---- DATA PROVIDED
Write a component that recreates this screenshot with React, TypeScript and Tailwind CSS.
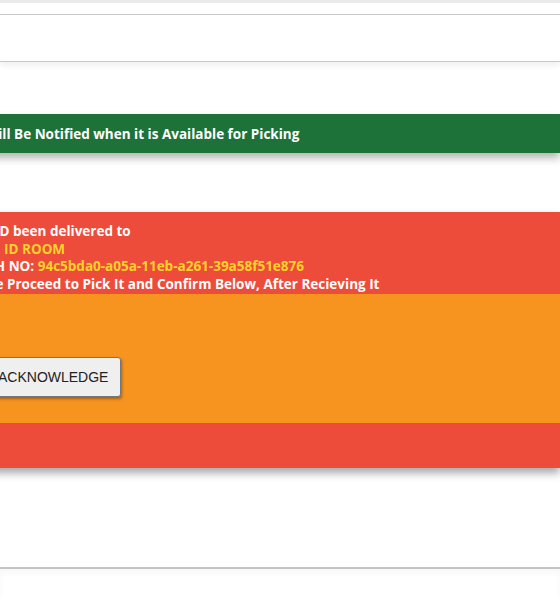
const font = { fontFamily: "'Open Sans', sans-serif" };

const App = () => {
  return (
    <div className="w-[560px] h-[600px] overflow-hidden bg-white" style={font}>
      <div className="h-[3px] bg-[#ebebeb]" />
      <div className="h-[11px]" />
      <div className="h-[48px] border-t border-b border-[#c9c9c9] bg-white shadow-[0_4px_6px_rgba(0,0,0,0.06)]" />
      <div className="h-[52px]" />

      <div className="-ml-[40px] w-[600px]">
        <div className="h-[39px] bg-[#1d723a] flex items-center pl-[-4px] shadow-[0_5px_8px_rgba(0,0,0,0.3)]">
          <span className="text-white font-bold text-[13.5px] -ml-[4px] pt-[2px]">You Will Be Notified when it is Available for Picking</span>
        </div>

        <div className="h-[59px]" />

        <div className="shadow-[0_5px_8px_rgba(0,0,0,0.35)]">
          <div className="bg-[#ed4c3a] pt-[11px] pb-[1px] text-white font-bold text-[13.5px] leading-[17.5px]">
            <div className="pl-[0px]">Item ID been delivered to</div>
            <div className="pl-[44px] text-[#ffd22b]">ID ROOM</div>
            <div className="pl-[0px]">BATCH NO: <span className="text-[#ffd22b]">94c5bda0-a05a-11eb-a261-39a58f51e876</span></div>
            <div className="pl-[0px]">Please Proceed to Pick It and Confirm Below, After Recieving It</div>
          </div>
          <div className="bg-[#f7931f] h-[129px] pt-[63px] pl-[25px]">
            <button className="h-[40px] px-[12px] bg-[#efefef] border border-[#767676] rounded-[3px] shadow-[1px_2px_3px_rgba(0,0,0,0.35)] text-[14px] text-[#222]" style={{ fontFamily: "'Liberation Sans', Arial, sans-serif" }}>
              ACKNOWLEDGE
            </button>
          </div>
          <div className="bg-[#ed4c3a] h-[45px]" />
        </div>
      </div>

      <div className="h-[99px]" />
      <div className="border-t-2 border-[#c4c4c4] h-[30px] shadow-[inset_0_4px_6px_rgba(0,0,0,0.03)]" />
    </div>
  );
};

export default App;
--------
» **WHAT THE TASK ASKS**
Leaving the pictures aside, transcribe the entire listing exactly.

» **EXERCISE RESPONSE**
Write a component that recreates this screenshot with React, TypeScript and Tailwind CSS.
const font = { fontFamily: "'Open Sans', sans-serif" };

const App = () => {
  return (
    <div className="w-[560px] h-[600px] overflow-hidden bg-white" style={font}>
      <div className="h-[3px] bg-[#ebebeb]" />
      <div className="h-[11px]" />
      <div className="h-[48px] border-t border-b border-[#c9c9c9] bg-white shadow-[0_4px_6px_rgba(0,0,0,0.06)]" />
      <div className="h-[52px]" />

      <div className="-ml-[40px] w-[600px]">
        <div className="h-[39px] bg-[#1d723a] flex items-center pl-[-4px] shadow-[0_5px_8px_rgba(0,0,0,0.3)]">
          <span className="text-white font-bold text-[13.5px] -ml-[4px] pt-[2px]">You Will Be Notified when it is Available for Picking</span>
        </div>

        <div className="h-[59px]" />

        <div className="shadow-[0_5px_8px_rgba(0,0,0,0.35)]">
          <div className="bg-[#ed4c3a] pt-[11px] pb-[1px] text-white font-bold text-[13.5px] leading-[17.5px]">
            <div className="pl-[0px]">Item ID been delivered to</div>
            <div className="pl-[44px] text-[#ffd22b]">ID ROOM</div>
            <div className="pl-[0px]">BATCH NO: <span className="text-[#ffd22b]">94c5bda0-a05a-11eb-a261-39a58f51e876</span></div>
            <div className="pl-[0px]">Please Proceed to Pick It and Confirm Below, After Recieving It</div>
          </div>
          <div className="bg-[#f7931f] h-[129px] pt-[63px] pl-[25px]">
            <button className="h-[40px] px-[12px] bg-[#efefef] border border-[#767676] rounded-[3px] shadow-[1px_2px_3px_rgba(0,0,0,0.35)] text-[14px] text-[#222]" style={{ fontFamily: "'Liberation Sans', Arial, sans-serif" }}>
              ACKNOWLEDGE
            </button>
          </div>
          <div className="bg-[#ed4c3a] h-[45px]" />
        </div>
      </div>

      <div className="h-[99px]" />
      <div className="border-t-2 border-[#c4c4c4] h-[30px] shadow-[inset_0_4px_6px_rgba(0,0,0,0.03)]" />
    </div>
  );
};

export default App;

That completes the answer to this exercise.